Deciding to buy less costly screws isn't thinking like a lean manager. It's thinking like a cheap manager.

Tom Barrett, co-founder of the consulting firm Lean Partners, said pretty much all big companies have adopted some form of lean management. He's worked with smaller companies including Polaris suppliers, and he described Polaris as both demanding and well-regarded for its support of suppliers, getting them to embrace lean thinking, too.

Polaris, based in Medina, uses the expression "lean enterprise is competitive advantage" to describe one of its five strategic objectives, meaning lean thinking runs throughout the whole company, not just in manufacturing. The company had dealer meetings this week and no one was available to discuss the Spirit Lake plant, but it's fair to assume that a big effort to figure out what went wrong is underway.

One of the ways lean companies do that is called the five whys, a practice that goes back to the origins of lean management at Toyota Motor. To find out what really went wrong, try asking "why" at least five times, digging deeper each time.

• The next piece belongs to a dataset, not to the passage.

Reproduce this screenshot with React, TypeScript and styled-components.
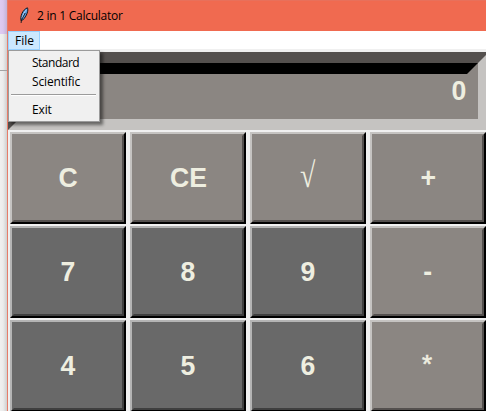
import React from "react";
import styled, { createGlobalStyle, css } from "styled-components";

const GlobalStyle = createGlobalStyle`
  * { box-sizing: border-box; }
  html, body { margin: 0; padding: 0; overflow: hidden; }
`;

const Screen = styled.div`
  display: flex;
  width: 486px;
  height: 411px;
  overflow: hidden;
  background: #f0f0f0;
  color: #000;
  font-family: "Open Sans", "Noto Sans", sans-serif;
  font-size: 12px;
`;

const Backdrop = styled.div`
  flex: 0 0 7px;
  display: flex;
  flex-direction: column;
  background: linear-gradient(to right, #f0f0f0 0, #ececec 3px, #cfcfcf 7px);
`;

const BackdropTitle = styled.div`
  height: 34px;
  background: linear-gradient(to right, #decbf2 0, #dac7ee 3px, #c4b2d6 7px);
`;

const BackdropLine = styled.div`
  height: 37px;
  border-bottom: 1px solid #a3a3a3;
`;

const Window = styled.div`
  position: relative;
  flex: 0 0 482px;
  border-left: 1px solid #e67c69;
`;

const TitleBar = styled.header`
  display: flex;
  align-items: center;
  height: 31px;
  padding: 0 0 1px 10px;
  background: #f06a50;
  border-top: 1px solid #e8705b;
`;

const Title = styled.span`
  margin-left: 7px;
  line-height: 16px;
  letter-spacing: -0.25px;
  white-space: nowrap;
`;

const MenuBar = styled.nav`
  height: 18px;
  background: #fff;
`;

const MenuButton = styled.div`
  width: 32px;
  height: 19px;
  padding-left: 6px;
  border: 1px solid #99d1ff;
  background: #cce8ff;
  line-height: 18px;
  position: relative;
`;

const Menu = styled.div`
  position: absolute;
  z-index: 2;
  left: 0;
  top: 50px;
  width: 92px;
  height: 72px;
  padding: 2px;
  border: 1px solid #9b9b9b;
  background: #f0f0f0;
  box-shadow: 3px 3px 3px rgba(0, 0, 0, 0.48);
`;

const MenuItem = styled.div<{ $tracking?: number }>`
  height: 19px;
  padding-left: 21px;
  line-height: 19px;
  letter-spacing: ${(p) => p.$tracking ?? -0.15}px;
`;

const Separator = styled.hr`
  height: 2px;
  margin: 3px 1px 4px 0;
  border: 0;
  border-top: 1px solid #9b9b9b;
  background: #fff;
`;

const keyFont = css`
  font-family: "Liberation Sans", Arial, sans-serif;
  font-size: 28px;
  font-weight: 700;
  color: #eeeee0;
`;

const Display = styled.div`
  width: 481px;
  height: 78px;
  margin-top: 3px;
  border: 11px solid;
  border-color: #54504e #c5c3c1 #c5c3c1 #54504e;
`;

const DisplayWell = styled.div`
  ${keyFont}
  height: 56px;
  border: 11px solid;
  border-color: #000 #8b8682 #8b8682 #000;
  background: #8b8682;
  text-align: right;
  line-height: 33px;
`;

const Value = styled.span`
  display: inline-block;
  transform: scaleX(0.95);
`;

const Keypad = styled.div`
  display: grid;
  grid-template-columns: repeat(4, 116px);
  grid-auto-rows: 92px;
  gap: 2px 4px;
  padding: 2px 0 0 2px;
`;

const Key = styled.div<{ $dark: boolean }>`
  border: 2px solid;
  border-color: ${(p) => (p.$dark ? "#b4b4b4" : "#c5c3c1")} #000 #000
    ${(p) => (p.$dark ? "#b4b4b4" : "#c5c3c1")};
  background: ${(p) => (p.$dark ? "#696969" : "#8b8682")};
`;

const KeyFace = styled.div<{ $dark: boolean }>`
  ${keyFont}
  display: flex;
  align-items: center;
  justify-content: center;
  height: 88px;
  border: 2px solid;
  border-color: transparent ${(p) => (p.$dark ? "#3f3f3f" : "#54504e")}
    ${(p) => (p.$dark ? "#3f3f3f" : "#54504e")} transparent;
`;

const Legend = styled.span<{ $label: string }>`
  line-height: 32px;
  transform: scaleX(0.95);
  ${(p) =>
    p.$label === "√" &&
    css`
      font-family: "Liberation Serif", serif;
      font-weight: 400;
      font-size: 35px;
      transform: translateY(-2px) scaleX(0.8);
    `}
  ${(p) =>
    p.$label === "*" &&
    css`
      font-size: 26px;
      font-weight: 400;
      -webkit-text-stroke: 0.6px #eeeee0;
      transform: translate(-1px, -2px);
    `}
`;

const Feather = () => (
  <svg width="12" height="17" viewBox="0 0 12 17">
    <path
      d="M3.1 13.8 C2 9.5 4.4 2.9 9.4 0.8 C10.8 3 8.7 9.4 4.7 13 Z"
      fill="#5d9ce0"
      stroke="#10151c"
      strokeWidth="1"
    />
    <path d="M8.6 2.6 C6 5 5.3 8 4.1 11" fill="none" stroke="#b4d6f6" strokeWidth="1" />
    <path d="M7.2 6 L3.4 13.2 L3.1 16" fill="none" stroke="#10151c" strokeWidth="0.9" />
  </svg>
);

const keys = ["C", "CE", "√", "+", "7", "8", "9", "-", "4", "5", "6", "*"];

export default function App() {
  return (
    <>
      <GlobalStyle />
      <Screen>
        <Backdrop>
          <BackdropTitle />
          <BackdropLine />
        </Backdrop>
        <Window>
          <TitleBar>
            <Feather />
            <Title>2 in 1 Calculator</Title>
          </TitleBar>
          <MenuBar>
            <MenuButton>File</MenuButton>
          </MenuBar>
          <Menu>
            <MenuItem $tracking={-0.5}>Standard</MenuItem>
            <MenuItem>Scientific</MenuItem>
            <Separator />
            <MenuItem>Exit</MenuItem>
          </Menu>
          <Display>
            <DisplayWell>
              <Value>0</Value>
            </DisplayWell>
          </Display>
          <Keypad>
            {keys.map((label) => {
              const dark = /\d/.test(label);
              return (
                <Key key={label} $dark={dark}>
                  <KeyFace $dark={dark}>
                    <Legend $label={label}>{label}</Legend>
                  </KeyFace>
                </Key>
              );
            })}
          </Keypad>
        </Window>
      </Screen>
    </>
  );
}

But again, lean management is deceptively hard. Asking why at Toyota or Polaris won't get an executive anywhere close to the root cause of a problem if no one involved fully answers the question.

That's why, in lean thinking, a good boss isn't asking why just to figure out who needs to get blamed, as that only makes it harder to get to the root cause. The point of this effort is to find out what went wrong, not who was wrong.

The only way "no blame" can work, though, is if a related idea also really takes root in a company, and that's zero tolerance for any backside-covering excuse. So in addition to no blame, lean management thinking also means no excuses.

After the quarterly earnings came out last week, Polaris' Wine told the Wall Street Journal that "I accept responsibility" for the costly painting problems at Spirit Lake. He also said a manager involved in the painting project no longer works there.

It's a well-managed company. There shouldn't be any excuses.